Under-nutrition in the developing world
In many parts of the world people suffer from a lack of food and from a shortage of certain micro-nutrients. Unilever is committed to do what it can to address this issue.
In Africa and India we sell products fortified with nutrients like iodine and Vitamin E.
We work in partnership with bodies like the World Food Programme, GAIN and UNICEF.
In India we are involved in a multi-stakeholder group called the Programme for Child Nutrition.
Unilever has led the food industry category of the Dow Jones Sustainability Index for the past eight years.
Every year Unilever spends €16 billion on raw materials and packaging which we buy from some 10 000 suppliers and then process in our factory network.
The extent and breadth of these activities mean that we have a large footprint on the environment. We are committed to minimise this and to manage our affairs in a sustainable fashion. We championed and pioneered sustainable fishing. We also have a well established sustainable agriculture programme which covers all our key crops such as tea, palm oil and tomatoes.
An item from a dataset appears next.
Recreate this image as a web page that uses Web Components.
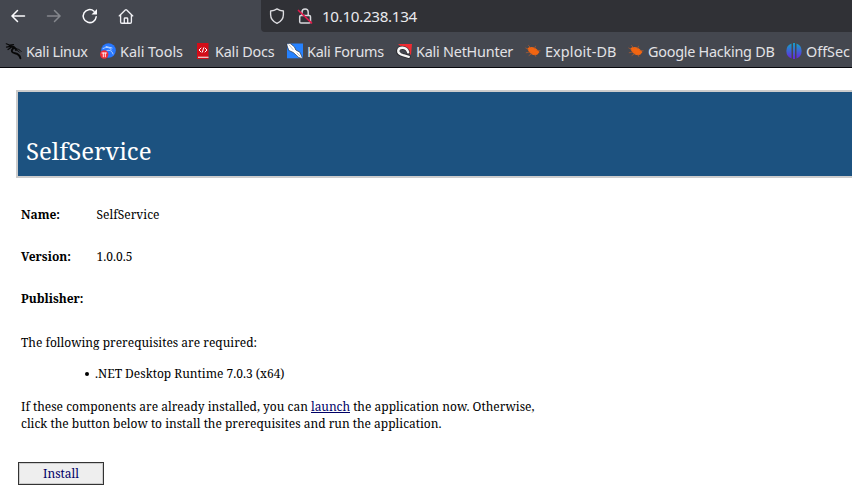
<!DOCTYPE html>
<html lang="en"><head><meta charset="utf-8"><title>SelfService</title>
<style>html,body{margin:0;height:100%;overflow:hidden;background:#fff}</style></head>
<body><app-window></app-window>
<script>
const define=(name,html,setup)=>customElements.define(name,class extends HTMLElement{
  connectedCallback(){if(this.shadowRoot)return;const t=document.createElement('template');t.innerHTML=html;
    this.attachShadow({mode:'open'}).append(t.content.cloneNode(true));if(setup)setup(this);}
});
/* Text run whose letter spacing is tuned to fill the width given in "w". */
define('fit-text',`<style>:host{display:inline-block;white-space:pre}</style><slot></slot>`,el=>{
  const w=+el.getAttribute('w'),n=el.textContent.length;
  el.style.letterSpacing=((w-el.getBoundingClientRect().width)/n)+'px';
});
const icons={
 back:`<path d="M14.500 8H2M7.500 2.500 2 8l5.500 5.500" stroke="#fbfbfe"/>`,
 forward:`<path d="M1.500 8H14M8.500 2.500 14 8l-5.500 5.500" stroke="#85878d"/>`,
 reload:`<path d="M14.200 8.700A6.500 6.500 0 1 1 12 3.200" stroke="#fbfbfe"/><path d="M15 1v5.500H9.500Z" fill="#fbfbfe" stroke="none"/>`,
 home:`<path d="M1.200 7.900 7.300 1.900q.7-.6 1.400 0l6.100 6M2.600 7V14q0 1.200 1.200 1.200h8.400q1.200 0 1.200-1.200V7M6.300 15v-4.200q0-.8.8-.8h1.800q.8 0 .8.8V15" stroke="#f0f0f4" stroke-width="1.350" stroke-linejoin="round"/>`,
 shield:`<path d="M8 .9c2 1.400 4 2 6.400 2.100v3.500c0 4-2.400 7.100-6.400 8.900-4-1.800-6.400-4.900-6.400-8.900V3C4 2.900 6 2.300 8 .9Z" stroke="#dedee2" stroke-width="1.350" stroke-linejoin="round"/>`,
 lock:`<rect x="2.700" y="7.500" width="10.800" height="7.500" rx="1.300" stroke="#d8d8dc"/><path d="M5 7V4a3.100 3.100 0 0 1 6.200 0v3" stroke="#d8d8dc"/><path d="M1.500 2.500 14.500 14.800" stroke="#e2184a" stroke-width="1.700"/>`,
 dragon:`<g stroke="#080808"><path d="M.3.800 4 2.200 7.500 1.600M.5 4.200 4.500 3.300 8 3.800M2 6.500 5 4.500" stroke-width="1.200"/><path d="M3.500 3c3 0 5 1.300 6.500 3.200M7 5.500C4.500 8 6 9.800 9 10.200c3 .6 4.800 2 5.400 5" stroke-width="1.900"/><path d="M9.500 6c2-.4 4 .3 5.700 2.500M9.500 7.300c2-.1 3 .7 4 1.900" stroke-width="1"/></g>`,
 tools:`<circle cx="8.500" cy="7.500" r="7.300" fill="#2777ff" stroke="none"/><path d="M3 5.500c4-2 7-1 8.500 1.500M7 7.500c3-.8 5 .5 6 3.500M6 3.500l6 1.500" stroke="#b9d6ff" stroke-width="1"/><circle cx="4.200" cy="11.500" r="4.200" fill="#f02c36" stroke="none"/><path d="M2 10h4.500M3.300 10v3.800M5.300 10v3.800" stroke="#fff" stroke-width=".9"/>`,
 docs:`<path d="M2 0h11.500v16H2Z" fill="#d30d18" stroke="none"/><path d="M3 14.300H13.500" stroke="#eccaca" stroke-width="1.300" stroke-linecap="butt"/><path d="m6 5-2 2 2 2M10 5l2 2-2 2M8.600 4.900 7.400 9.100" stroke="#fff" stroke-width="1"/>`,
 forums:`<path d="M0 .5h16v14.800H0Z" fill="#2682ff" stroke="none"/><path d="M-.2 1 3 .3 7.500 4l1.300 3 4 2.200 3 6.500-4-1.200-5.500-5L2 7.500Z" fill="#fff" stroke="#333a44" stroke-width=".7"/><path d="m2 2 4 4.500m4 3.500 3 3" stroke="#8b929c" stroke-width=".6"/>`,
 hunter:`<path d="M2 1h14l-1 11Z" fill="#f02b32" stroke="none"/><path d="M12.800 13.800 7 12.200C-.6 10.500 1.500 4.300 6.500 4.800c3 .2 5 1.900 5.700 4.600" stroke="#29292d" stroke-width="3.800"/><path d="M12.800 13.800 7 12.200C-.2 10 1.800 4.600 6.500 4.800c3 .2 5 1.900 5.700 4.600" stroke="#f8f8f8" stroke-width="2.400"/>`,
 bug:`<path d="M2.500 5.500C5.500 2.500 10.500 4.200 13.500 8l1 1-2 2.500C8.500 13.500 3.800 10.500 2.500 5.500Z" fill="#f26511" stroke="none"/><path d="M3.500 6.500.8 5M5 9 1.200 9.700M7 10.500l-3 2M10 11.500l.8 2M12 7.500l3.200.3M9.500 5.500l1-2.300M6 5 3.500 2.500" stroke="#b65c2b" stroke-width=".7"/>`,
 offsec:`<defs><linearGradient id="g" x2="0" y2="1"><stop stop-color="#14a1c8"/><stop offset="1" stop-color="#6725df"/></linearGradient></defs><g fill="url(#g)" stroke="none"><path d="M5.500.6v14.800A7.900 7.900 0 0 1 5.500.6ZM10.500.6v14.800A7.900 7.900 0 0 0 10.500.6Z"/><rect x="7" y="0" width="2" height="16"/></g>`};
define('ui-icon',`<style>:host{display:block;width:16px;height:16px;flex:none}svg{display:block;overflow:visible}</style><svg width="16" height="16" viewBox="0 0 16 16" fill="none" stroke-width="1.500" stroke-linecap="round"></svg>`,
 el=>el.shadowRoot.querySelector('svg').innerHTML=icons[el.getAttribute('name')]);
define('nav-bar',`<style>:host{display:flex;height:35px;background:#44474f;color:#e9e9ed;font:15.200px "Noto Sans",sans-serif}
 nav{display:flex;width:261px;box-sizing:border-box;padding:8px 0 0 10px;gap:20px}
 .url{flex:1;height:32px;box-sizing:border-box;background:#303136;border-radius:0 0 0 4px;display:flex;align-items:center;padding:0 0 0 8px;gap:12px}
 fit-text{margin-left:-3px;line-height:20px}</style>
 <nav><ui-icon name="back"></ui-icon><ui-icon name="forward"></ui-icon><ui-icon name="reload"></ui-icon><ui-icon name="home"></ui-icon></nav>
 <div class="url"><ui-icon name="shield"></ui-icon><ui-icon name="lock"></ui-icon><fit-text w="95">10.10.238.134</fit-text></div>`);
define('book-mark',`<style>:host{display:flex;align-items:center;gap:4px;flex:none}</style><ui-icon></ui-icon><slot></slot>`,el=>{
  const old=el.shadowRoot.querySelector('ui-icon'),i=document.createElement('ui-icon');i.setAttribute('name',el.getAttribute('icon'));old.replaceWith(i);
  el.style.width=el.getAttribute('span')+'px';});
define('bookmark-bar',`<style>:host{display:flex;align-items:center;height:33px;box-sizing:border-box;padding-left:6px;background:#44474f;border-bottom:1px solid #08080d;color:#e2e2e6;font:14.400px/20px "Noto Sans",sans-serif;overflow:hidden}fit-text{padding-top:2px}</style>
 <book-mark icon="dragon" span="94"><fit-text w="61.500">Kali Linux</fit-text></book-mark>
 <book-mark icon="tools" span="95"><fit-text w="63">Kali Tools</fit-text></book-mark>
 <book-mark icon="docs" span="92"><fit-text w="59.500">Kali Docs</fit-text></book-mark>
 <book-mark icon="forums" span="109"><fit-text w="77">Kali Forums</fit-text></book-mark>
 <book-mark icon="hunter" span="129"><fit-text w="97">Kali NetHunter</fit-text></book-mark>
 <book-mark icon="bug" span="103"><fit-text w="71.500">Exploit-DB</fit-text></book-mark>
 <book-mark icon="bug" span="158"><fit-text w="126.500">Google Hacking DB</fit-text></book-mark>
 <book-mark icon="offsec" span="70"><fit-text w="44">OffSec</fit-text></book-mark>`);
define('page-banner',`<style>:host{display:flex;align-items:flex-end;height:88px;box-sizing:border-box;margin:22px 0 0 16px;border:2px solid #ccc;border-right:0;background:#1c5280;color:#fff;padding:0 8px 9px;font-size:24px;line-height:33px}</style><slot></slot>`);
define('info-row',`<style>:host{display:grid;grid-template-columns:75.500px auto;height:42px;line-height:18px}b{font-weight:700}</style><b><slot name="label"></slot></b><span><slot></slot></span>`);
define('install-button',`<style>:host{display:flex;align-items:center;justify-content:center;width:86px;height:23px;box-sizing:border-box;border:1px solid #333;box-shadow:inset 0 0 0 1px #ccc;background:#eee;color:#000066}</style><slot></slot>`);
define('install-page',`<style>:host{display:block;font:12px/17px "Noto Serif","Droid Serif","Liberation Serif",serif;color:#000}
 main{padding:28px 0 0 21px}.intro{margin-top:2px}ul{margin:14px 0 16px;padding:0 0 0 74px}li{line-height:17px;list-style:none;display:flex;align-items:center}
 li::before{content:"";width:4px;height:4px;border-radius:50%;background:#000;margin:1px 6px 0 -10px}
 a fit-text{color:#000066;text-decoration:underline}p{margin:0;white-space:nowrap}install-button{margin:30px 0 0 -3px}</style>
 <page-banner><fit-text w="125.500">SelfService</fit-text></page-banner>
 <main><info-row><fit-text w="39" slot="label">Name:</fit-text><fit-text w="63">SelfService</fit-text></info-row>
 <info-row><fit-text w="50" slot="label">Version:</fit-text><fit-text w="36">1.0.0.5</fit-text></info-row>
 <info-row><fit-text w="62.500" slot="label">Publisher:</fit-text></info-row>
 <p class="intro"><fit-text w="236">The following prerequisites are required:</fit-text></p>
 <ul><li><fit-text w="189.500">.NET Desktop Runtime 7.0.3 (x64)</fit-text></li></ul>
 <p><fit-text w="290">If these components are already installed, you can </fit-text><a href="#"><fit-text w="39">launch</fit-text></a><fit-text w="184.500">&nbsp;the application now. Otherwise,</fit-text></p>
 <p><fit-text w="420.500">click the button below to install the prerequisites and run the application.</fit-text></p>
 <install-button><fit-text w="36">Install</fit-text></install-button></main>`);
define('app-window',`<style>:host{display:block}</style><nav-bar></nav-bar><bookmark-bar></bookmark-bar><install-page></install-page>`);
</script></body></html>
We have recently announced that all of the tea which we buy (12% of the global crop) will come from certified, sustainable sources.
Unilever's approach to health and nutrition is led by the Global President for Foods who sits on the company's Executive Committee and reports to the Group Chief Executive.
The programme is continually reviewed and critiqued by external advisers and academics.
It has measurable targets and these are published in the company's annual Sustainable Development report and are also available on the website.